The Peasants War of 1525
There had been periodic unrest involving the German peasants over the years and conditions had been getting worse for them due to some changes in the way land was held. Many were inspired by Martin Luther’s challenge to the authority of the Church to challenge the secular powers as well. Luther was initially sympathetic to their struggles, but as the movement gained momentum, some of the groups became violent and were roaming the land looting and killing, robbing and burning monasteries, abbeys and castles.
Martin Luther wrote an appeal to the aristocrats to restore order by force. The peasants were disorganized and poorly armed and were no match for the knights and heavily armed soldiers. They were slaughtered by the thousands and their leader Thomas Müntzer, beheaded. Both sides were angry with Luther: the nobles blamed him for stirring up the people and the peasants blamed him for encouraging the nobles to use violence against them.
The Protestant Reformation in Northern Germany
Martin Luther spent the rest of his life in Wittenberg, preaching the new doctrines and creating an enormous body of written work.

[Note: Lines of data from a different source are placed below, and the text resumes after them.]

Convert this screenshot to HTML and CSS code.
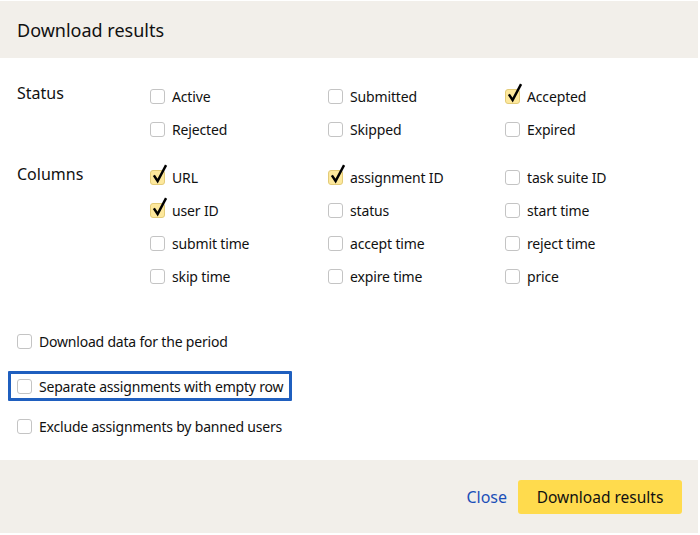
FILE: index.html
```html
<!DOCTYPE html>
<html>
<head>
<meta charset="utf-8">
<link rel="stylesheet" href="styles.css">
</head>
<body>
<div class="dialog">
  <div class="header">Download results</div>
  <div class="content">
    <div class="group">
      <div class="label">Status</div>
      <div class="options">
        <label class="opt"><span class="box"></span>Active</label>
        <label class="opt"><span class="box"></span>Submitted</label>
        <label class="opt"><span class="box checked"><svg class="tick" viewBox="0 0 16 20"><path d="M2 12 L6 18 L15 1"/></svg></span>Accepted</label>
        <label class="opt"><span class="box"></span>Rejected</label>
        <label class="opt"><span class="box"></span>Skipped</label>
        <label class="opt"><span class="box"></span>Expired</label>
      </div>
    </div>
    <div class="group">
      <div class="label">Columns</div>
      <div class="options">
        <label class="opt"><span class="box checked"><svg class="tick" viewBox="0 0 16 20"><path d="M2 12 L6 18 L15 1"/></svg></span>URL</label>
        <label class="opt"><span class="box checked"><svg class="tick" viewBox="0 0 16 20"><path d="M2 12 L6 18 L15 1"/></svg></span>assignment ID</label>
        <label class="opt"><span class="box"></span>task suite ID</label>
        <label class="opt"><span class="box checked"><svg class="tick" viewBox="0 0 16 20"><path d="M2 12 L6 18 L15 1"/></svg></span>user ID</label>
        <label class="opt"><span class="box"></span>status</label>
        <label class="opt"><span class="box"></span>start time</label>
        <label class="opt"><span class="box"></span>submit time</label>
        <label class="opt"><span class="box"></span>accept time</label>
        <label class="opt"><span class="box"></span>reject time</label>
        <label class="opt"><span class="box"></span>skip time</label>
        <label class="opt"><span class="box"></span>expire time</label>
        <label class="opt"><span class="box"></span>price</label>
      </div>
    </div>
    <div class="extras">
      <label class="extra"><span class="box"></span>Download data for the period</label>
      <label class="extra focused"><span class="box"></span>Separate assignments with empty row</label>
      <label class="extra last"><span class="box"></span>Exclude assignments by banned users</label>
    </div>
  </div>
  <div class="footer">
    <a class="close">Close</a>
    <button class="primary">Download results</button>
  </div>
</div>
</body>
</html>
```
FILE: styles.css
```css
html, body {
  margin: 0;
  padding: 0;
  background: #fff;
}
body {
  font-family: "Noto Sans", "Open Sans", sans-serif;
  color: #111;
  font-size: 14px;
}
.dialog {
  width: 698px;
  padding-top: 1px;
}
.header {
  height: 57px;
  background: #f2efea;
  padding-left: 17px;
  display: flex;
  align-items: center;
  font-size: 18px;
  color: #111;
}
.content {
  padding: 22px 0 19px 0;
}
.group {
  display: flex;
  margin-bottom: 15px;
}
.label {
  width: 133px;
  padding-left: 17px;
  font-size: 16px;
  line-height: 30px;
  margin-top: -2px;
}
.options {
  display: grid;
  grid-template-columns: 178px 177px 180px;
}
.opt {
  height: 33px;
  display: flex;
  align-items: center;
  font-size: 14px;
  letter-spacing: -0.15px;
}
.box {
  position: relative;
  width: 15px;
  height: 15px;
  box-sizing: border-box;
  border: 1px solid #c4c4c4;
  border-radius: 3px;
  background: #fff;
  margin-right: 7px;
  flex: none;
}
.box.checked {
  background: #fde89c;
  border-color: #e3cb78;
}
.tick {
  position: absolute;
  left: 1px;
  top: -7px;
  width: 15px;
  height: 19px;
  overflow: visible;
}
.tick path {
  fill: none;
  stroke: #000;
  stroke-width: 2.6;
  stroke-linejoin: miter;
}
.extras {
  display: flex;
  flex-direction: column;
  align-items: flex-start;
  padding-top: 18px;
}
.extra {
  height: 30px;
  display: flex;
  align-items: center;
  padding-left: 17px;
  font-size: 14px;
  letter-spacing: -0.2px;
}
.extra.focused {
  margin-top: 15px;
  margin-left: 8px;
  padding-left: 6px;
  padding-right: 6px;
  box-sizing: border-box;
  border: 3px solid #1f5fbf;
  border-radius: 1px;
}
.extra.last {
  margin-top: 10px;
}
.footer {
  background: #f2efea;
  height: 73px;
  display: flex;
  justify-content: flex-end;
  align-items: center;
  padding-right: 16px;
  gap: 11px;
}
.close {
  color: #1b4fb8;
  font-size: 16px;
  text-decoration: none;
}
.primary {
  font-family: "Noto Sans", "Open Sans", sans-serif;
  font-size: 15.5px;
  color: #111;
  background: #ffdb4d;
  border: none;
  border-radius: 3px;
  height: 34px;
  width: 164px;
  padding: 0;
}
```
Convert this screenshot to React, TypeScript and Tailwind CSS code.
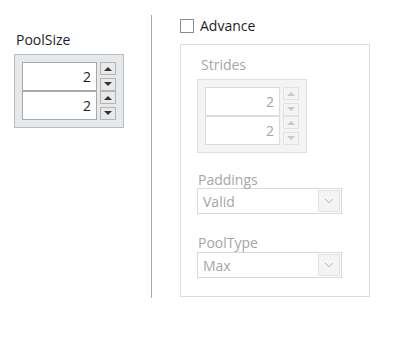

He wrote many books on Protestant theology, instructional books for Christian worship and living, as well as hymns for congregations to sing during the service. Many are still being sung today; the most famous is A Mighty Fortress is Our God, which can be sung in English in Wittenberg in the Castle Church itself during certain services.
Luther wrote to and met with other leaders of the Reformation, such as Zwingli, to try and produce a unified statement of belief for the reformed church, but nothing came out of it because they were not able to agree on many of the doctrinal issues.